Working different but not unrelated ground in her eloquent, and fierce in its ways new book, Believers: Making a Life at the End of the World (Farrar, Straus & Giroux), Lisa Wells seeks out those who do their utmost to refashion human life on the planet in a way that can sustain and nourish, even in the face of immense odds. Herself a poet (The Fix) originally from Portland and now in Seattle, this is one of the most necessary books 2021 will see published.
“Believers is a young woman’s book of wandering at a time when our human footprint on earth matters more than ever.
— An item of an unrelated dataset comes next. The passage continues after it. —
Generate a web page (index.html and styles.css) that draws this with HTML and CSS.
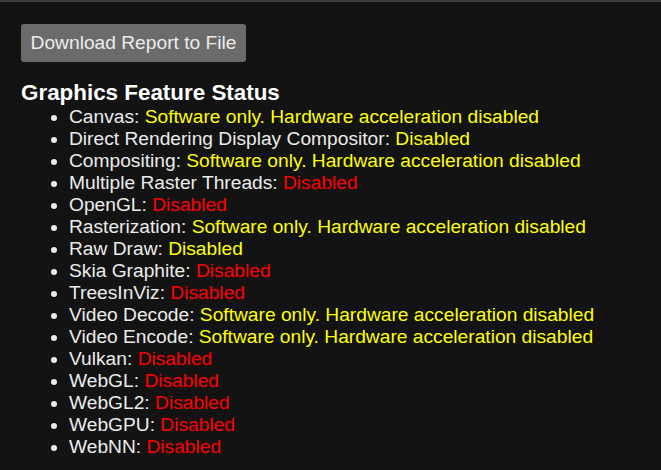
FILE: index.html
```html
<!doctype html>
<html lang="en">
<head>
    <meta charset="utf-8" />
    <title>GPU</title>
    <link rel="stylesheet" href="styles.css">
</head>
<body>
    <div class="topline"></div>
    <div class="page">
        <button class="download">Download Report to File</button>

        <h3 class="title">Graphics Feature Status</h3>
        <ul class="features">
            <li>Canvas: <span class="sw">Software only. Hardware acceleration disabled</span></li>
            <li>Direct Rendering Display Compositor: <span class="sw">Disabled</span></li>
            <li>Compositing: <span class="sw">Software only. Hardware acceleration disabled</span></li>
            <li>Multiple Raster Threads: <span class="off">Disabled</span></li>
            <li>OpenGL: <span class="off">Disabled</span></li>
            <li>Rasterization: <span class="sw">Software only. Hardware acceleration disabled</span></li>
            <li>Raw Draw: <span class="sw">Disabled</span></li>
            <li>Skia Graphite: <span class="off">Disabled</span></li>
            <li>TreesInViz: <span class="off">Disabled</span></li>
            <li>Video Decode: <span class="sw">Software only. Hardware acceleration disabled</span></li>
            <li>Video Encode: <span class="sw">Software only. Hardware acceleration disabled</span></li>
            <li>Vulkan: <span class="off">Disabled</span></li>
            <li>WebGL: <span class="off">Disabled</span></li>
            <li>WebGL2: <span class="off">Disabled</span></li>
            <li>WebGPU: <span class="off">Disabled</span></li>
            <li>WebNN: <span class="off">Disabled</span></li>
        </ul>
    </div>
</body>
</html>
```

FILE: styles.css
```css
body {
    margin: 0;
    background: #131313;
    color: #ececec;
    font-family: "Liberation Sans", Arial, sans-serif;
    font-size: 19.2px;
}
.topline {
    height: 2px;
    background: #3b3b40;
}
.page {
    padding: 22px 21px 0;
}
.download {
    display: block;
    background: #6b6b6b;
    color: #ececec;
    border: none;
    border-radius: 3px;
    font-family: inherit;
    font-size: 19.2px;
    padding: 8px 9.6px;
    line-height: 22px;
}
.title {
    margin: 18px 0 0;
    font-size: 22.4px;
    line-height: 26px;
    font-weight: bold;
    color: #fff;
}
.features {
    margin: 0;
    padding-left: 48px;
    line-height: 22px;
}
.sw {
    color: #ffff00;
}
.off {
    color: #ff0000;
}
```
Lisa Wells follows a cast of unruly and colorful characters who believe their work on the land and with one another is a healing force . . . She never loses sight of her inspired objective, to restore and revive what she refers to as 'the promised land.'"—Gretel Ehrlich, The New York Times Book Review.
“Believers . . . grapples with the question of how to go forward in the shadow of endings — not only our own, but the endings of species and ecosystems, of cultures and of language . . . The question is not of what we face but how we can face it bravely and creatively.”—Lydia Millet, Los Angeles Times.